According to O’Mara, the Senate budget also provides $10 million in capital funding for the Frederick L. Warder Academy of Fire Sciences in Montour Falls and prohibits the use of state funding to relocate the Academy to the New York State Preparedness Center in Oriskany, New York – a move that O’Mara and other local and regional leaders fear the administration is contemplating.  At a budget hearing in February, O’Mara questioned top Cuomo administration officials from the Division of Homeland Security and Emergency Services (DHSES) on the administration’s plans for the future of the Montour Falls Fire Academy.

“The Senate wants to make it perfectly clear to Governor Cuomo and his administration that we are and will remain strongly opposed to any efforts to relocate the Academy of Fire Sciences in Montour Falls,” said O’Mara.  “The Academy remains vital to Schuyler County and surrounding communities.  It continues to make irreplaceable contributions to New York State’s firefighting community and the community at large.”  

The Senate budget also includes language to “prohibit the use of any state funds” for providing a college education to state prison inmates, a proposal recently floated by Cuomo that has drawn strong opposition from O’Mara and many other state legislators.

O’Mara said that the Senate’s budget plan further advances tax cuts and additional actions that he and other upstate New York senators believe are central to reviving the upstate economy.  In particular, the plan includes the following three areas of tax relief that O’Mara has been pushing over the past few years: 

-- elimination of the corporate income tax for manufacturers across the Southern Tier and Finger Lakes regions, and statewide;

-- a 20-percent real property tax credit for manufacturers; and

-- the accelerated elimination of the higher 18-a utility surcharge first imposed on New Yorkers in 2009, a state-imposed cost that hits farmers, manufacturers and senior citizens facing high energy expenses especially hard.  As first proposed by the governor in January, the higher assessment would be eliminated for industrial customers this year, followed by an accelerated phase-out for all other impacted energy users.

"We have to do better.  We have to send a stronger message that New York’s serious about economic growth and job creation.  We need tax cuts that build on the efforts of the past three years to turn around the upstate economy, strengthen manufacturing, create good jobs and begin to revitalize upstate regions like our own,” O’Mara said, adding that New York still suffers from the dubious distinction of having the worst business tax climate in the nation. “The Senate budget would help produce a business climate that invites private-sector job growth, welcomes businesses and industries, and keeps moving toward long-term economic security for workers and their families.”

The Senate also rejects Cuomo’s proposed property tax freeze plan, which has come under fire as unworkable by county legislatures and leaders locally and statewide.  The Senate, instead, proposes a new “Freeze Plus NY” program to make property tax relief permanent by supplanting the property tax levy with direct state aid to municipalities that adhere to the two-percent property tax cap.  The “Freeze Plus NY” program will provide $1.4 billion in additional property tax relief over the next two years.  

Other highlights of the Senate budget include:

-- a “Jobs for Heroes” program, which O’Mara co-sponsors in the Senate, to establish a five-percent state contract set-aside program for small businesses in New York owned by service-connected disabled veterans.  The legislation mirrors a successful federal contract set-aside program for service-connected disabled vets.

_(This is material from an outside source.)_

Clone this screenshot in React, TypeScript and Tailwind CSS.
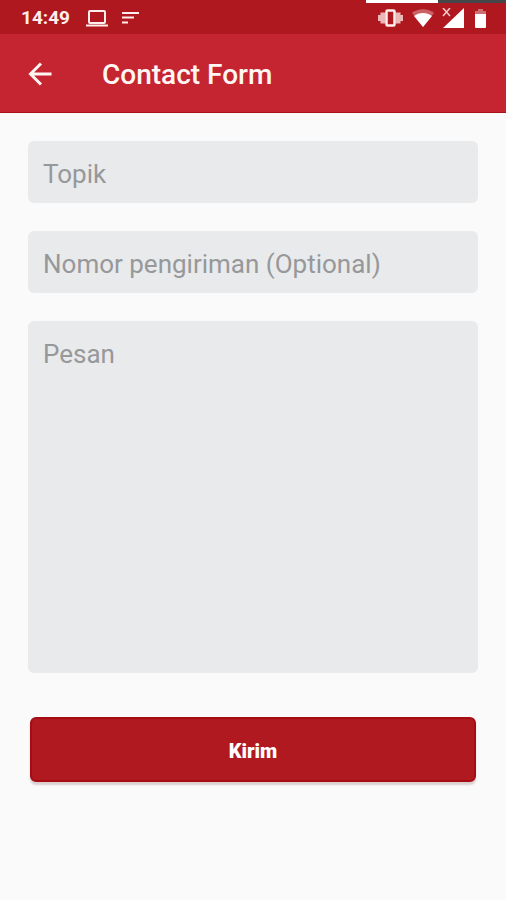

Similar set-aside programs have been created in nearly 40 other states.  One in seven veterans are self-employed or small business owners.  New York has the fourth-highest number of veteran-owned businesses – trailing only California, Texas and Florida.   

“Last year I was proud to help sponsor and fight for the Hire-a-Vet tax credit, which we hope will make a difference for returning veterans coming home to a state where it’s tough to find a job,” said O’Mara.  “Now we have a real opportunity to build on last year’s success and, this year, enact the ‘Jobs for Heroes Program’ to more fully assist our disabled veterans who are self-employed or operate a small business.  It’s another investment in the future of our veterans and serves to help honor their service and sacrifice.”

-- -the recently proposed “Young Farmers NY” plan, also co-sponsored by O’Mara, to encourage younger men and women who want to pursue careers in farming.  The plan proposes a comprehensive legislative program blending tax incentives, low-interest loans and grants, a new student loan forgiveness program and other educational initiatives to help existing young farmers stay on the land and  encourage more young people to consider careers in agriculture; 

-- an overall increase of $811.9 million in aid to public schools, restoring $541 million of the Gap Elimination Adjustment (GEA) and, further, proposing to phase-out the GEA in the 2016-17 school year; and

-- increasing community college base aid by $28 million.

Overall, O’Mara said the Senate budget embraces many of the key priorities necessary to exert long-term control over future state spending, including the enactment of a two-percent cap on state spending growth.  For the fourth straight year, the budget plan essentially keeps a lid on year-to-year state spending growth, keeping it under two-percent this year, and calls for an ongoing realignment, streamlining and overhaul of the state bureaucracy.

The Legislature will now convene public conference committees to settle legislative differences on this year’s budget and reach agreements with Cuomo on a final budget.  O’Mara has been appointed to the Transportation Budget Conference Committee, and as an alternate on the Economic Development Budget Conference Committee.